Omit all images. Write out the rest of the material exactly.

·····

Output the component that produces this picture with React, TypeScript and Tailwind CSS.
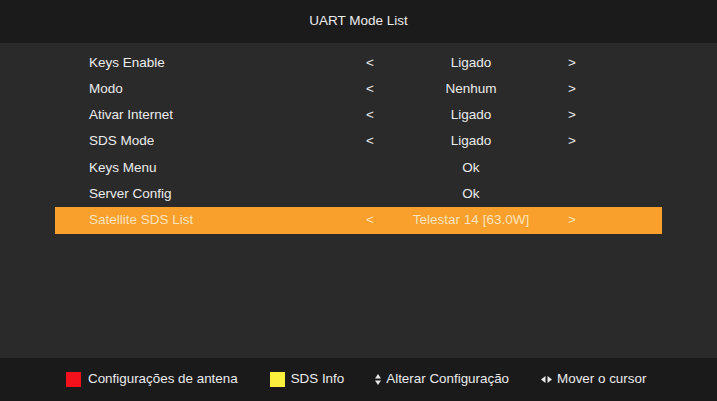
import React from 'react';

type Row = { label: string; value: string; arrows: boolean };

const ROWS: Row[] = [
  { label: 'Keys Enable', value: 'Ligado', arrows: true },
  { label: 'Modo', value: 'Nenhum', arrows: true },
  { label: 'Ativar Internet', value: 'Ligado', arrows: true },
  { label: 'SDS Mode', value: 'Ligado', arrows: true },
  { label: 'Keys Menu', value: 'Ok', arrows: false },
  { label: 'Server Config', value: 'Ok', arrows: false },
  { label: 'Satellite SDS List', value: 'Telestar 14 [63.0W]', arrows: true },
];

const SELECTED = 6;

function UpDown() {
  return (
    <svg width="6" height="11" viewBox="0 0 6 11" className="mr-[5px]">
      <path d="M3 0 L6 4.5 H0 Z" fill="#e8e8e8" />
      <path d="M3 11 L6 6.5 H0 Z" fill="#e8e8e8" />
    </svg>
  );
}

function LeftRight() {
  return (
    <svg width="11" height="7" viewBox="0 0 11 7" className="mr-[5px]">
      <path d="M0 3.5 L4.5 0 V7 Z" fill="#e8e8e8" />
      <path d="M11 3.5 L6.5 0 V7 Z" fill="#e8e8e8" />
    </svg>
  );
}

export default function App() {
  return (
    <div
      className="w-[717px] h-[401px] flex flex-col bg-[#2a2a2a] text-[#ececec] text-[13.5px] overflow-hidden"
      style={{ fontFamily: '"Liberation Sans", Arial, sans-serif' }}
    >
      <div className="h-[43px] shrink-0 bg-[#1b1b1b] flex items-center justify-center pb-[1px]">
        <span>UART Mode List</span>
      </div>

      <div className="flex-1 pt-[6.5px]">
        {ROWS.map((r, i) => {
          const sel = i === SELECTED;
          return (
            <div
              key={r.label}
              className={`ml-[55px] w-[607px] h-[26.3px] flex items-center ${
                sel ? 'bg-[#f89f2c] text-[#fbe3bd]' : ''
              }`}
            >
              <span className="pl-[34px] w-[309px]">{r.label}</span>
              <span className="w-[12px] text-center">{r.arrows ? '<' : ''}</span>
              <span className="w-[190px] text-center">{r.value}</span>
              <span className="w-[12px] text-center">{r.arrows ? '>' : ''}</span>
            </div>
          );
        })}
      </div>

      <div className="h-[43px] shrink-0 bg-[#1a1a1a] flex items-center pl-[66px] pb-[1px] text-[13.4px]">
        <span className="w-[15px] h-[15px] bg-[#f5111b] mr-[7px]" />
        <span className="mr-[32px]">Configurações de antena</span>
        <span className="w-[15px] h-[15px] bg-[#fbef3e] mr-[6px]" />
        <span className="mr-[31px]">SDS Info</span>
        <UpDown />
        <span className="mr-[32px]">Alterar Configuração</span>
        <LeftRight />
        <span>Mover o cursor</span>
      </div>
    </div>
  );
}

·····

- IN RESPONSE
Output the component that produces this picture with React, TypeScript and Tailwind CSS.
import React from 'react';

type Row = { label: string; value: string; arrows: boolean };

const ROWS: Row[] = [
  { label: 'Keys Enable', value: 'Ligado', arrows: true },
  { label: 'Modo', value: 'Nenhum', arrows: true },
  { label: 'Ativar Internet', value: 'Ligado', arrows: true },
  { label: 'SDS Mode', value: 'Ligado', arrows: true },
  { label: 'Keys Menu', value: 'Ok', arrows: false },
  { label: 'Server Config', value: 'Ok', arrows: false },
  { label: 'Satellite SDS List', value: 'Telestar 14 [63.0W]', arrows: true },
];

const SELECTED = 6;

function UpDown() {
  return (
    <svg width="6" height="11" viewBox="0 0 6 11" className="mr-[5px]">
      <path d="M3 0 L6 4.5 H0 Z" fill="#e8e8e8" />
      <path d="M3 11 L6 6.5 H0 Z" fill="#e8e8e8" />
    </svg>
  );
}

function LeftRight() {
  return (
    <svg width="11" height="7" viewBox="0 0 11 7" className="mr-[5px]">
      <path d="M0 3.5 L4.5 0 V7 Z" fill="#e8e8e8" />
      <path d="M11 3.5 L6.5 0 V7 Z" fill="#e8e8e8" />
    </svg>
  );
}

export default function App() {
  return (
    <div
      className="w-[717px] h-[401px] flex flex-col bg-[#2a2a2a] text-[#ececec] text-[13.5px] overflow-hidden"
      style={{ fontFamily: '"Liberation Sans", Arial, sans-serif' }}
    >
      <div className="h-[43px] shrink-0 bg-[#1b1b1b] flex items-center justify-center pb-[1px]">
        <span>UART Mode List</span>
      </div>

      <div className="flex-1 pt-[6.5px]">
        {ROWS.map((r, i) => {
          const sel = i === SELECTED;
          return (
            <div
              key={r.label}
              className={`ml-[55px] w-[607px] h-[26.3px] flex items-center ${
                sel ? 'bg-[#f89f2c] text-[#fbe3bd]' : ''
              }`}
            >
              <span className="pl-[34px] w-[309px]">{r.label}</span>
              <span className="w-[12px] text-center">{r.arrows ? '<' : ''}</span>
              <span className="w-[190px] text-center">{r.value}</span>
              <span className="w-[12px] text-center">{r.arrows ? '>' : ''}</span>
            </div>
          );
        })}
      </div>

      <div className="h-[43px] shrink-0 bg-[#1a1a1a] flex items-center pl-[66px] pb-[1px] text-[13.4px]">
        <span className="w-[15px] h-[15px] bg-[#f5111b] mr-[7px]" />
        <span className="mr-[32px]">Configurações de antena</span>
        <span className="w-[15px] h-[15px] bg-[#fbef3e] mr-[6px]" />
        <span className="mr-[31px]">SDS Info</span>
        <UpDown />
        <span className="mr-[32px]">Alterar Configuração</span>
        <LeftRight />
        <span>Mover o cursor</span>
      </div>
    </div>
  );
}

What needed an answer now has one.